DİYARBAKIR - 6'ıncı Kitap Fuarında "Jin ú Wêje" (Kadın ve Edebiyat) konulu panel düzenlendi. 


JINNEWS'in haberine göre; TÜYAP tarafından düzenlenen ve 120 yayınevinin katıldığı Diyarbakır 6'ncı Kitap Fuarı, Fuar ve Kongre Merkezi'nde kitapseverlere kapılarını açarken, yazar Sultan Yaray moderatörlüğünde “Jin û Wêje” (Kadın ve Edebiyat) konulu panel gerçekleşti.


'Dilimizi her yerde konuşalım'


Panelde kadın ve anadil üzerine ilk olarak konuşan Yazar Mine Karakaş, "Teknoloji bu kadar gelişmemişken kadın çocuklarını anadilinde büyütebiliyordu. Fakat teknoloji geliştiğinden bu yana kadın çocuğuna anadilini öğretemiyor. Çünkü çocuk teknolojiden kopmuyor. Yaşam içerisinde ne olursa olsun çocuklarımız ile Kürtçe konuşmalı ve çocuklarımızı da buna alıştırmalıyız. Bunun yaşamlarının bir parçası olduğunu anlamalılar. Dilimizi her yerde konuşalım. Telefonlarımızda Kürtçe dil özelliği kullanalım.
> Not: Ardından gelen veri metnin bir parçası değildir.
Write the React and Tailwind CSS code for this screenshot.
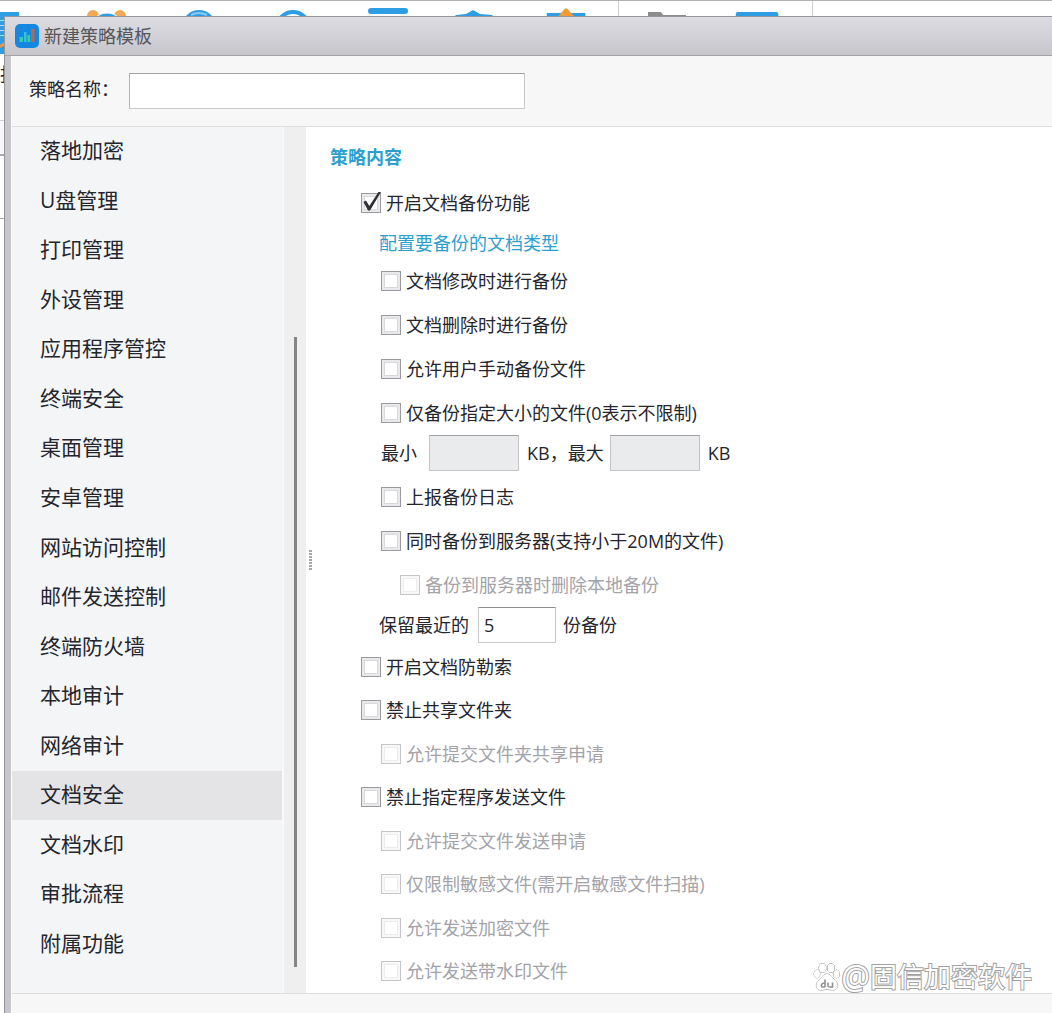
import { useState } from 'react';

const MENU = [
  '落地加密', 'U盘管理', '打印管理', '外设管理', '应用程序管控', '终端安全',
  '桌面管理', '安卓管理', '网站访问控制', '邮件发送控制', '终端防火墙', '本地审计',
  '网络审计', '文档安全', '文档水印', '审批流程', '附属功能',
];

const BACKUP_TRIGGERS = [
  { id: 'onModify', label: '文档修改时进行备份' },
  { id: 'onDelete', label: '文档删除时进行备份' },
  { id: 'manual', label: '允许用户手动备份文件' },
  { id: 'bySize', label: '仅备份指定大小的文件(0表示不限制)' },
];

const PROTECTION = [
  { id: 'ransom', label: '开启文档防勒索', level: 0 },
  { id: 'share', label: '禁止共享文件夹', level: 0 },
  { id: 'shareApply', label: '允许提交文件夹共享申请', level: 1, disabled: true },
  { id: 'send', label: '禁止指定程序发送文件', level: 0 },
  { id: 'sendApply', label: '允许提交文件发送申请', level: 1, disabled: true },
  { id: 'sensitive', label: '仅限制敏感文件(需开启敏感文件扫描)', level: 1, disabled: true },
  { id: 'sendEncrypted', label: '允许发送加密文件', level: 1, disabled: true },
  { id: 'sendWatermark', label: '允许发送带水印文件', level: 1, disabled: true },
];

const INDENT = ['pl-[55px]', 'pl-[75px]', 'pl-[94px]'];

function Check({ id, label, level, disabled, defaultChecked, grow }) {
  return (
    <div className={`flex items-center ${INDENT[level]} ${grow ? 'min-h-10 flex-1' : 'h-11'}`}>
      <span className="relative flex">
        <input
          id={id}
          type="checkbox"
          disabled={disabled}
          defaultChecked={defaultChecked}
          className="peer size-5 appearance-none border border-[#9a9a9f] bg-white shadow-[inset_0_0_0_2px_#e9e9eb,inset_0_0_0_3px_#d9d9dc] disabled:border-[#c6c6ca] disabled:shadow-[inset_0_0_0_2px_#f8f8f8,inset_0_0_0_3px_#ececee]"
        />
        <svg viewBox="0 0 20 20" className="pointer-events-none absolute inset-0 hidden size-5 overflow-visible peer-checked:block">
          <path d="M2.5 9 L5 7.5 L8.3 13 L17.5 -1 L20 -1 L9 17.5 L7 17.5 Z" fill="#303034" />
        </svg>
      </span>
      <label htmlFor={id} className={`pl-[5px] ${disabled ? 'text-[#a3a3a8]' : ''}`}>{label}</label>
    </div>
  );
}

function Toolbar() {
  return (
    <div className="flex h-4 shrink-0 overflow-hidden border-t border-[#b0b0b4] bg-white">
      <svg width="60" height="16" viewBox="0 0 60 16"><rect y="11" width="19" height="8" fill="#2f9de4" /></svg>
      <svg width="93" height="16" viewBox="0 0 93 16">
        <circle cx="33" cy="15" r="6" fill="#f0aa55" />
        <circle cx="60" cy="15" r="6" fill="#f0aa55" />
        <circle cx="47" cy="29" r="17" fill="#2f9de4" stroke="#fff" />
      </svg>
      <svg width="93" height="16" viewBox="0 0 93 16">
        <circle cx="46" cy="26" r="17" fill="#2f9de4" />
        <path d="M38 14 q8 -4 16 0" stroke="#8bcbf2" strokeWidth="2" fill="none" />
      </svg>
      <svg width="93" height="16" viewBox="0 0 93 16"><circle cx="47" cy="27" r="16" fill="#fff" stroke="#2f9de4" strokeWidth="4" /></svg>
      <svg width="93" height="16" viewBox="0 0 93 16"><rect x="29" y="7" width="40" height="6" rx="3" fill="#2f9de4" /></svg>
      <svg width="93" height="16" viewBox="0 0 93 16"><path d="M22 16 L24 14 L34 13 L41 9 L48 13 L60 14 L62 16 Z" fill="#2f9de4" /></svg>
      <svg width="94" height="16" viewBox="0 0 94 16" className="border-r border-[#cfcfd3]">
        <rect x="22" y="12" width="39" height="5" fill="#2f9de4" />
        <path d="M33 16 L40 8 Q41.500 6.500 43 8 L50 16 Z" fill="#f39a38" />
      </svg>
      <svg width="97" height="16" viewBox="0 0 97 16"><path d="M29 17 V11 H42 L44 14 H67 V17 Z" fill="#8c8c8c" /></svg>
      <svg width="97" height="16" viewBox="0 0 97 16" className="border-r border-[#cfcfd3]"><rect x="20" y="11" width="43" height="8" rx="2" fill="#2f9de4" /></svg>
    </div>
  );
}

// sliver of the main window that stays visible left of the dialog
function MainWindowEdge() {
  return (
    <div className="w-1 shrink-0 overflow-hidden bg-white">
      <svg width="4" height="38" viewBox="0 0 4 38" className="block">
        <rect width="4" height="38" fill="#2f9de4" />
        <path d="M0 4.500 H4 M0 9.500 H4 M0 14.500 H4 M0 19.500 H4" stroke="#b5dcf6" />
        <path d="M0 29 L4 26 V30 L0 32 Z" fill="#e8964a" />
      </svg>
      <div className="flex h-[67px] border-b border-[#cfcfd8] pt-2 text-lg/6">报</div>
      <div className="h-[35px] border-b-2 border-[#a9a9ae] bg-[#f8f8fb]" />
      <div className="h-[63px] border-b border-[#a9a9ae]" />
    </div>
  );
}

function AppIcon() {
  return (
    <svg width="24" height="24" viewBox="0 0 24 24">
      <rect width="24" height="24" rx="5" fill="#1487e0" />
      <rect x="4.500" y="13" width="3.500" height="5" fill="#35cdb0" />
      <rect x="9" y="8" width="2.500" height="10" fill="#36bfe0" />
      <rect x="12.500" y="11" width="2.500" height="7" fill="#35d0a0" />
      <rect x="16" y="5" width="3.500" height="13" fill="#b8684a" />
    </svg>
  );
}

function Watermark() {
  return (
    <div className="pointer-events-none absolute right-5 bottom-4 flex items-center text-[27px] leading-10 text-white [-webkit-text-stroke:2px_#a2a2a2] [paint-order:stroke_fill]">
      <svg width="28" height="30" viewBox="0 0 28 30" fill="#fff" stroke="#909090">
        <ellipse cx="9.500" cy="6" rx="3.500" ry="4.500" />
        <ellipse cx="18" cy="6" rx="3.500" ry="4.500" />
        <ellipse cx="4" cy="12" rx="3" ry="4" />
        <ellipse cx="23.500" cy="12" rx="3" ry="4" />
        <path d="M14 12 C10 12 9 16 6 18.500 C1.500 22 3 28 8 28 C11 28 12 27.300 14 27.300 C16 27.300 17 28 20 28 C25 28 26.500 22 22 18.500 C19 16 18 12 14 12 Z" />
        <path d="M12 17.500 V25 M12 21.500 C8 20 7.500 25 9.500 25 H12 M15 20.500 V24 Q15.500 25 17 25 H19.500 V20.500" fill="none" strokeWidth="1.600" />
      </svg>
      <span className="text-[32px]">@</span>
      <span>固信加密软件</span>
    </div>
  );
}

export default function App() {
  const [active, setActive] = useState('文档安全');

  return (
    <div className="relative flex min-h-screen flex-col overflow-hidden bg-white font-['Open_Sans','Noto_Sans_CJK_SC',sans-serif] text-lg/6 text-[#25252d]">
      <Toolbar />
      <div className="flex flex-1">
        <MainWindowEdge />

        <section className="flex min-w-0 flex-1 flex-col border-t border-l border-[#96969b] bg-[#c6c6cb]">
          <header className="flex h-[39px] shrink-0 items-center gap-[5px] border-b border-[#a3a3a8] bg-linear-to-b from-[#dcdce2] to-[#c6c6cb] pl-2.5">
            <AppIcon />
            <h1 className="text-[#55555c]">新建策略模板</h1>
          </header>

          <div className="ml-1.5 flex flex-1 flex-col border-l border-white bg-[#f7f7f7]">
            <div className="flex h-[71px] shrink-0 items-center border-b border-[#dedede] pl-[17px]">
              <label htmlFor="name" className="w-[100px] pb-1">策略名称：</label>
              <input id="name" type="text" className="h-9 w-[396px] border border-[#c9c9c9] border-t-[#a2a2a2] border-l-[#b4b4b4] bg-white px-2 outline-none" />
            </div>

            <div className="flex flex-1">
              <nav className="flex w-[270px] shrink-0 flex-col bg-[#f3f5f7] pb-6">
                {MENU.map(item => (
                  <button
                    key={item}
                    onClick={() => setActive(item)}
                    className={`min-h-11 flex-1 pb-[3px] pl-7 text-left text-[21px] ${item === active ? 'bg-[#e4e4e6]' : ''}`}
                  >
                    {item}
                  </button>
                ))}
              </nav>
              <div className="flex w-6 shrink-0 flex-col items-center border-l-2 border-[#f9f9f9] bg-[#efefef] pb-[26px]">
                <div className="flex-1" />
                <div className="h-[630px] w-[3px] bg-[#858585]" />
              </div>

              <main className="flex min-w-0 flex-1 bg-white">
                <div className="flex w-0 shrink-0 items-center">
                  <div className="ml-[3px] h-5 w-[3px] shrink-0 bg-[repeating-linear-gradient(#a8a8a8_0_2px,#fff_2px_3px)]" />
                </div>
                <div className="flex flex-1 flex-col">
                  <h2 className="h-[54px] pt-[18px] pl-6 font-bold text-[#2b9fd0]">策略内容</h2>
                  <Check id="backup" label="开启文档备份功能" level={0} defaultChecked />
                  <div className="h-[34px] pt-1.5 pl-[73px]">
                    <a href="#types" className="text-[#2b9fd0]">配置要备份的文档类型</a>
                  </div>
                  {BACKUP_TRIGGERS.map(c => <Check key={c.id} level={1} {...c} />)}
                  <div className="mb-1 flex h-9 items-center pl-[75px]">
                    <label htmlFor="min" className="w-12">最小</label>
                    <input id="min" type="text" disabled className="h-9 w-[90px] border border-[#c4c4c6] border-t-[#a2a2a6] bg-[#e9ebed] px-2" />
                    <span className="pl-2">KB，</span>
                    <label htmlFor="max" className="w-[42px]">最大</label>
                    <input id="max" type="text" disabled className="h-9 w-[90px] border border-[#c4c4c6] border-t-[#a2a2a6] bg-[#e9ebed] px-2" />
                    <span className="pl-2">KB</span>
                  </div>
                  <Check id="report" label="上报备份日志" level={1} />
                  <Check id="server" label="同时备份到服务器(支持小于20M的文件)" level={1} />
                  <Check id="removeLocal" label="备份到服务器时删除本地备份" level={2} disabled />
                  <div className="mb-0.5 flex h-9 items-center pl-[73px]">
                    <label htmlFor="keep" className="w-[99px]">保留最近的</label>
                    <input id="keep" type="text" defaultValue="5" className="h-9 w-[78px] border border-[#c9c9c9] border-t-[#8f8f92] bg-white px-[5px] outline-none" />
                    <span className="pl-[7px]">份备份</span>
                  </div>
                  {PROTECTION.map(c => <Check key={c.id} grow {...c} />)}
                </div>
              </main>
            </div>

            <footer className="h-5 shrink-0 border-t border-[#dcdcdc]" />
          </div>
        </section>
      </div>
      <Watermark />
    </div>
  );
}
Bu şekilde dilimizi hayatımıza daha fazla sokabiliriz" dedi.


'Kürtçe edebiyat için omuzlarımıza çok yük düşüyor'


Konuşmacı TJA üyesi Xecê Şen ise, Kürt edebiyatı tarihine bakıldığı zaman ilk edebiyatın erkekler tarafından yazılmış olduğunu gördüklerini belirtti. Xecê, "Yaşamın içine baktığımız zaman ise güzel olan her şeyin ilki kadınların elinden geçmiştir. Tarihte ilk dili geliştiren ve kendinden sonraya da aktaran kadındır. Bu yüzden anadilimiz deriz. Aslına baktığımız zaman edebiyatın ilk çıkışı da kadın eliyledir, fakat erkek burada da kurnazlığını kullanarak edebiyatı kendine mal etmiştir. Edebiyat kitaplarında en çok rastladığımız kavramlardan biri namustur. Kadın ya kan davası uğruna katledilmiş oluyor, ya uğruna biri birilerini öldürmüş oluyor ya da kadın intihar etmiş oluyor. Erkekler yaptıkları sözde edebiyatta bile kadına rol ve misyon biçmiş oluyorlar. Bu yüzden hem edebiyat alanında hem de dil için omuzlarımıza çok yük düşüyor. Kadınların yapması gereken çok iş var" diye konuştu.


'Dilimiz kimliğimizdir'


Zazaca konuşan Yazar Nesrin Şanlı da, "Anadilimiz bizim kimliğimizdir" diyerek, kimliksizliğin bir toplumun yok oluşu olduğuna vurgu yaptı. Kimliklerine, dillerine sahip çıkmak zorunda olduklarını vurgulayan Nesrin, "Kendi anadilimizde okumalı, yazmalıyız ve düşünmeliyiz. Nereye bakarsanız şuan Kürtçe edebiyat konuşuluyor, okunuyor, tartışılıyor. Kendi dilimizde yayınevleri açmalı ve anadilimizde basılan kitapların sayısını arttırmaya özen göstermeliyiz” diye ifade etti.


'Yüzlerce kadın şair var'


Yazar Şair ve Gazeteci Roza Metina da, şiirin her insana göre anlamının değiştiğine değindi. Roza, "Şiir çok derin ve çok anlamlı bir edebiyat alanı. Resimde renk ön plana çıkar, müzikte ritim, edebiyatta da dil ön plandadır. Dil olmazsa kültürümüz de olmaz, anlam kazanmaz. Dilin toplum üzerindeki etkisini ve toplumda ki önemini dilimize yapılan saldırılardan bile görebilir ve anlayabiliriz. Dilin savaş, edebiyat, mücadele ve direniş üzerindeki etkisi çok önemli. Leyla Qasım boyun eğmediği için asıldı. Bu topraklarda direnen kadın cadı oldu, boyun eğen azize oldu. Kimsenin kadın şairlerden haberi yok. Oysaki yüzlerce kadın şair var" ifadelerini kullandı.


Roza konuşmasının ardından salonda bulunan dinleyicilere şiir okudu.


Panel soru-cevap bölümünün ardından sona erdi.